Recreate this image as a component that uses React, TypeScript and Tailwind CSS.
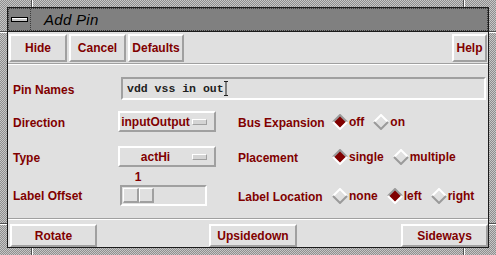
import React from "react";

const raised =
  "border-2 border-t-white border-l-white border-b-[#a0a0a0] border-r-[#a0a0a0]";
const sunken =
  "border-2 border-t-[#a0a0a0] border-l-[#a0a0a0] border-b-white border-r-white";

function Btn({ children, className = "" }: { children: React.ReactNode; className?: string }) {
  return (
    <div
      className={`flex items-center justify-center ${raised} bg-[#e0e0e0] text-[#800000] font-bold text-[12px] leading-none ${className}`}
    >
      {children}
    </div>
  );
}

function Diamond({ on }: { on: boolean }) {
  const top = on ? "#9a9a9a" : "#ffffff";
  const bot = on ? "#ffffff" : "#9a9a9a";
  return (
    <svg width="16" height="16" viewBox="0 0 16 16" className="shrink-0">
      <polygon points="8,1 15,8 8,15 1,8" fill={on ? "#800000" : "#e0e0e0"} />
      <polyline points="1,8 8,1 15,8" fill="none" stroke={top} strokeWidth="2" />
      <polyline points="1,8 8,15 15,8" fill="none" stroke={bot} strokeWidth="2" />
    </svg>
  );
}

function Radio({ label, on, first }: { label: string; on: boolean; first?: boolean }) {
  return (
    <div className={`flex items-center gap-[1px] ${first ? "" : "ml-[9px]"}`}>
      <Diamond on={on} />
      <span className="text-[#800000] font-bold text-[12px] leading-none">{label}</span>
    </div>
  );
}

function OptionMenu({ label }: { label: string }) {
  return (
    <div className={`w-[98px] h-[21px] flex items-center ${raised} bg-[#e0e0e0]`}>
      <span className="flex-1 text-center text-[#800000] font-bold text-[12px] leading-none whitespace-nowrap">
        {label}
      </span>
      <div className="w-[15px] h-[6px] ml-[1px] mr-[7px] border border-t-white border-l-white border-b-[#a0a0a0] border-r-[#a0a0a0] bg-[#d4d4d4]" />
    </div>
  );
}

function Label({ children }: { children: React.ReactNode }) {
  return <span className="text-[#800000] font-bold text-[12px] leading-none whitespace-nowrap">{children}</span>;
}

function Separator() {
  return (
    <div className="h-[2px] flex flex-col">
      <div className="h-[1px] bg-[#a0a0a0]" />
      <div className="h-[1px] bg-white" />
    </div>
  );
}

export default function App() {
  return (
    <div
      className="relative w-[496px] h-[255px] overflow-hidden p-[7px] bg-[image:repeating-conic-gradient(#8e8e8e_0_25%,#c6c6c6_0_50%)] bg-[length:2px_2px]"
      style={{ fontFamily: '"Liberation Sans", Arial, Helvetica, sans-serif' }}
    >
      {/* frame notches */}
      <div className="absolute left-[31px] top-0 w-[1px] h-[7px] bg-[#505050]" />
      <div className="absolute left-[32px] top-0 w-[1px] h-[7px] bg-white" />
      <div className="absolute left-[463px] top-0 w-[1px] h-[7px] bg-[#505050]" />
      <div className="absolute left-[464px] top-0 w-[1px] h-[7px] bg-white" />
      <div className="absolute left-[31px] bottom-0 w-[1px] h-[7px] bg-[#505050]" />
      <div className="absolute left-[32px] bottom-0 w-[1px] h-[7px] bg-white" />
      <div className="absolute left-[463px] bottom-0 w-[1px] h-[7px] bg-[#505050]" />
      <div className="absolute left-[464px] bottom-0 w-[1px] h-[7px] bg-white" />
      <div className="absolute left-0 top-[31px] w-[7px] h-[1px] bg-[#505050]" />
      <div className="absolute left-0 top-[32px] w-[7px] h-[1px] bg-white" />
      <div className="absolute right-0 top-[31px] w-[7px] h-[1px] bg-[#505050]" />
      <div className="absolute right-0 top-[32px] w-[7px] h-[1px] bg-white" />
      <div className="absolute left-0 top-[223px] w-[7px] h-[1px] bg-[#505050]" />
      <div className="absolute left-0 top-[224px] w-[7px] h-[1px] bg-white" />
      <div className="absolute right-0 top-[223px] w-[7px] h-[1px] bg-[#505050]" />
      <div className="absolute right-0 top-[224px] w-[7px] h-[1px] bg-white" />

      <div className="w-full h-full border border-[#1a1a1a] flex flex-col bg-[#e0e0e0]">
        {/* title bar */}
        <div className="h-[24px] border-b border-[#1a1a1a] flex flex-col">
          <div className="h-[23px] p-[1px] bg-[image:repeating-conic-gradient(#3a3a3a_0_25%,#808080_0_50%)] bg-[length:2px_2px] flex">
            <div className="w-[21px] h-full bg-[#808080] flex items-center justify-center">
              <div className="w-[17px] h-[5px] border border-black bg-[#c8c8c8]">
                <div className="h-[1px] bg-white" />
              </div>
            </div>
            <div className="w-[1px]" />
            <div className="flex-1 h-full bg-[#808080] flex items-center pl-[13px]">
              <span className="italic text-black text-[15px] leading-none tracking-[0.3px]">Add Pin</span>
            </div>
          </div>
        </div>

        {/* content */}
        <div className="flex-1 flex flex-col">
          {/* top buttons */}
          <div className="mt-[2px] h-[28px] flex pl-[1px] pr-[1px]">
            <Btn className="w-[58px] h-full">Hide</Btn>
            <Btn className="w-[57px] h-full ml-[2px]">Cancel</Btn>
            <Btn className="w-[56px] h-full ml-[2px]">Defaults</Btn>
            <Btn className="w-[35px] h-full ml-auto">Help</Btn>
          </div>
          <div className="mt-[1px]">
            <Separator />
          </div>

          {/* Pin names */}
          <div className="mt-[12px] h-[23px] flex items-center">
            <div className="w-[113px] pl-[5px]">
              <Label>Pin Names</Label>
            </div>
            <div className={`w-[365px] h-full ${sunken} flex items-center pl-[4px]`}>
              <span
                className="font-bold text-[11.5px] leading-none text-[#202020] whitespace-pre"
                style={{ fontFamily: '"Liberation Mono", "Courier New", monospace' }}
              >
                vdd vss in out
              </span>
              <svg width="5" height="15" viewBox="0 0 5 15">
                <path d="M0 0.5H4M0 14.5H4M2 0.5V14.5" stroke="#202020" strokeWidth="1" fill="none" />
              </svg>
            </div>
          </div>

          {/* Direction */}
          <div className="mt-[11px] h-[21px] flex items-center">
            <div className="w-[110px] pl-[5px]">
              <Label>Direction</Label>
            </div>
            <OptionMenu label="inputOutput" />
            <div className="w-[94px] ml-[22px]">
              <Label>Bus Expansion</Label>
            </div>
            <Radio label="off" on first />
            <Radio label="on" on={false} />
          </div>

          {/* Type */}
          <div className="mt-[14px] h-[21px] flex items-center">
            <div className="w-[110px] pl-[5px]">
              <Label>Type</Label>
            </div>
            <OptionMenu label="actHi" />
            <div className="w-[94px] ml-[22px]">
              <Label>Placement</Label>
            </div>
            <Radio label="single" on first />
            <Radio label="multiple" on={false} />
          </div>

          {/* Label offset */}
          <div className="mt-[3px] flex items-end">
            <div className="w-[112px] pl-[5px] h-[21px] flex items-center">
              <Label>Label Offset</Label>
            </div>
            <div className="flex flex-col w-[87px]">
              <div className="h-[14px] w-[36px] flex items-center justify-center">
                <span className="text-[#800000] font-bold text-[12px] leading-none">1</span>
              </div>
              <div className={`mt-[1px] h-[21px] w-[87px] ${sunken} flex`}>
                <div className="mt-[1px] ml-[1px] h-[15px] flex">
                  <div className="w-[16px] h-full border border-t-white border-l-white border-b-[#a0a0a0] border-r-[#a0a0a0] border-b-2 border-r-2" />
                  <div className="w-[15px] h-full border border-t-white border-l-white border-b-[#a0a0a0] border-r-[#a0a0a0] border-b-2 border-r-2" />
                </div>
              </div>
            </div>
            <div className="h-[21px] flex items-center">
              <div className="w-[94px] ml-[31px]">
                <Label>Label Location</Label>
              </div>
              <Radio label="none" on={false} first />
              <Radio label="left" on />
              <Radio label="right" on={false} />
            </div>
          </div>

          <div className="mt-[12px]">
            <Separator />
          </div>

          {/* bottom buttons */}
          <div className="mt-[4px] h-[23px] flex pl-[2px]">
            <Btn className="w-[87px] h-full">Rotate</Btn>
            <Btn className="w-[88px] h-full ml-[112px]">Upsidedown</Btn>
            <Btn className="w-[87px] h-full ml-auto">Sideways</Btn>
          </div>
        </div>
      </div>
    </div>
  );
}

------------------------------------

Gather all lines where the word "image" appears.

**Output:**
Recreate this image as a component that uses React, TypeScript and Tailwind CSS.
      className="relative w-[496px] h-[255px] overflow-hidden p-[7px] bg-[image:repeating-conic-gradient(#8e8e8e_0_25%,#c6c6c6_0_50%)] bg-[length:2px_2px]"
          <div className="h-[23px] p-[1px] bg-[image:repeating-conic-gradient(#3a3a3a_0_25%,#808080_0_50%)] bg-[length:2px_2px] flex">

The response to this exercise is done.